AAA GCV Symposium 2015: The Globalisation of Innovation

GCV Symposium 2015: The Globalisation of Innovation

Phil Smith, chief executive of network equipment manufacturer Cisco’s UK and Ireland subsidiary, took to the stage at the Global Corporate Venturing Symposium earlier today to discuss how the company is adapting to a changing industry.

According to Smith, Cisco, like all traditional companies, is facing the threat of more agile startups that are highly disruptive. To stay ahead in the industry, Cisco has adopted a “build, buy, partner, integrate” model.

The company spends $5.9bn on internal research and development each year. Cisco has also made more than 160 acquisitions over the past couple of decades, which now collectively generate a third of the company’s revenue.
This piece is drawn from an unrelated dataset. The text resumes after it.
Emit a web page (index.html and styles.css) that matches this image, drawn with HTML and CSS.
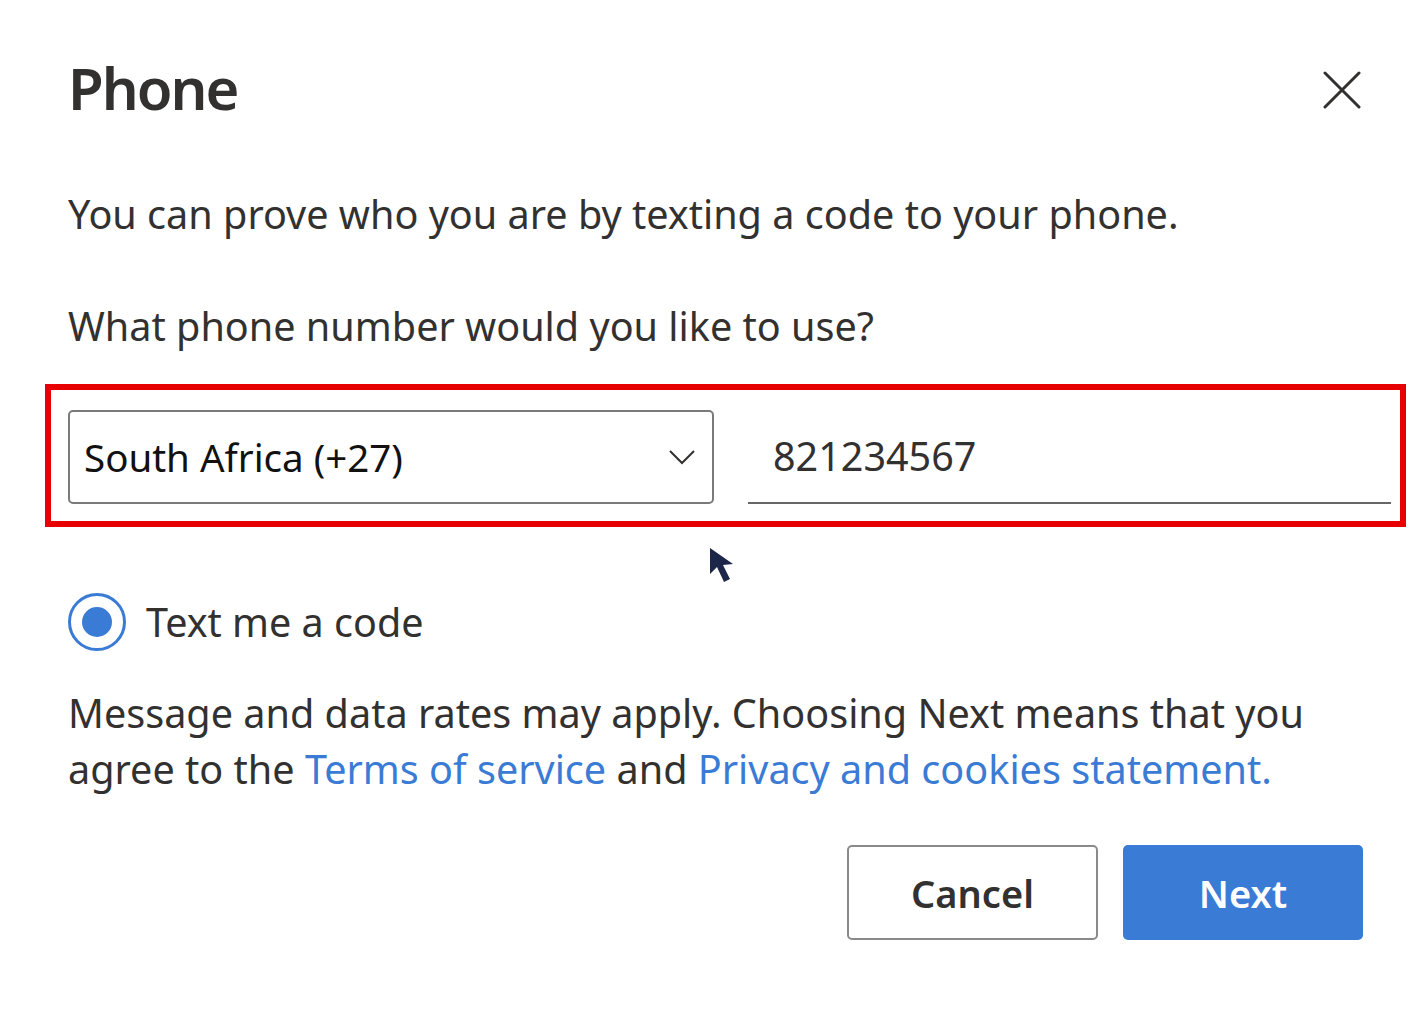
FILE: index.html
```html
<!DOCTYPE html>
<html>
<head>
<meta charset="utf-8">
<link rel="stylesheet" href="styles.css">
</head>
<body>
<div class="dialog">
  <div class="header">
    <h1 class="title">Phone</h1>
    <button class="close" aria-label="Close">
      <svg width="38" height="38" viewBox="0 0 38 38"><path d="M2 2 L36 36 M36 2 L2 36" stroke="#323130" stroke-width="3" stroke-linecap="round" fill="none"/></svg>
    </button>
  </div>
  <p class="lead">You can prove who you are by texting a code to your phone.</p>
  <p class="question">What phone number would you like to use?</p>
  <div class="highlight">
    <div class="select">
      <span class="select-text">South Africa (+27)</span>
      <svg class="chevron" width="28" height="16" viewBox="0 0 28 16"><path d="M2 2 L14 14 L26 2" stroke="#323130" stroke-width="2" fill="none"/></svg>
    </div>
    <div class="phone-input">821234567</div>
  </div>
  <div class="radio-row">
    <span class="radio"><span class="dot"></span></span>
    <span class="radio-label">Text me a code</span>
  </div>
  <p class="note">Message and data rates may apply. Choosing Next means that you agree to the <a href="#">Terms of service</a> and <a href="#">Privacy and cookies statement.</a></p>
  <div class="actions">
    <button class="btn btn-cancel">Cancel</button>
    <button class="btn btn-next">Next</button>
  </div>
  <svg class="cursor" width="32" height="40" viewBox="0 0 32 40"><path d="M2 2 L2 28 L9 21 L16 36 L22 33 L15 19 L25 18 Z" fill="#1c2648"/></svg>
</div>
</body>
</html>
```
FILE: styles.css
```css
html, body {
  margin: 0;
  padding: 0;
  background: #fff;
}
body {
  font-family: "Noto Sans", "Open Sans", sans-serif;
  color: #323130;
}
.dialog {
  position: relative;
  padding: 0 37px 0 68px;
}
.header {
  display: flex;
  justify-content: space-between;
  align-items: flex-start;
  padding-top: 48px;
}
.title {
  margin: 0;
  font-size: 58px;
  font-weight: 600;
  letter-spacing: -2px;
  line-height: 80px;
  color: #323130;
}
.close {
  border: 0;
  background: none;
  padding: 0;
  margin-top: 23px;
  margin-right: 30px;
  width: 38px;
  height: 38px;
}
.close svg { display: block; }
.lead, .question, .note {
  margin: 0;
  font-size: 39.6px;
  line-height: 56px;
}
.lead { margin-top: 58px; }
.question { margin-top: 56px; }
.highlight {
  margin: 30px 0 0 -23px;
  width: 1332px;
  height: 111px;
  border: 6px solid #e80000;
  padding: 20px 0 0 17px;
  box-sizing: content-box;
  display: flex;
  align-items: flex-start;
  gap: 34px;
}
.select {
  width: 646px;
  height: 94px;
  box-sizing: border-box;
  border: 2px solid #7a7a7a;
  border-radius: 5px;
  display: flex;
  align-items: center;
  justify-content: space-between;
  padding: 0 16px 0 14px;
  font-size: 38.5px;
  color: #111;
}
.chevron { display: block; }
.phone-input {
  width: 643px;
  height: 94px;
  box-sizing: border-box;
  border-bottom: 2px solid #666;
  padding: 0 0 0 25px;
  display: flex;
  align-items: center;
  font-size: 39.5px;
  color: #323130;
}
.radio-row {
  display: flex;
  align-items: center;
  margin-top: 66px;
  gap: 20px;
}
.radio {
  width: 58px;
  height: 58px;
  box-sizing: border-box;
  border: 3px solid #3a7bd5;
  border-radius: 50%;
  display: flex;
  align-items: center;
  justify-content: center;
}
.dot {
  width: 30px;
  height: 30px;
  border-radius: 50%;
  background: #3a7bd5;
}
.radio-label {
  font-size: 39.5px;
}
.note { margin-top: 34px; }
.note a {
  color: #3a7bd5;
  text-decoration: none;
}
.actions {
  display: flex;
  justify-content: flex-end;
  gap: 25px;
  margin-top: 48px;
  padding-right: 28px;
}
.btn {
  font-family: "Noto Sans", "Open Sans", sans-serif;
  font-size: 38px;
  font-weight: 600;
  height: 95px;
  border-radius: 5px;
  padding: 0;
}
.btn-cancel {
  width: 251px;
  background: #fff;
  border: 2px solid #8a8a8a;
  color: #323130;
}
.btn-next {
  width: 240px;
  background: #3a7bd5;
  border: 0;
  color: #fff;
}
.cursor {
  position: absolute;
  left: 708px;
  top: 546px;
}
```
Smith said Cisco is keen to help create ecosystems, and has set up innovation centres around the world that focus on the strength of their respective geographies, such as agriculture in Australia and manufacturing in Germany.

The CEO underlined how one particular sector, the internet of things, is poised to be a $19 trillion industry and disrupt a wide range of companies.

In conclusion, Smith explained that users are at the heart of the issue, and named ride hailing app Uber as an example of a disruptive company that has made a big impact by giving customers what they want. If traditional taxi companies complain about the competition but still refuse to accept debit cards from passengers, it is no surprise that people make the switch.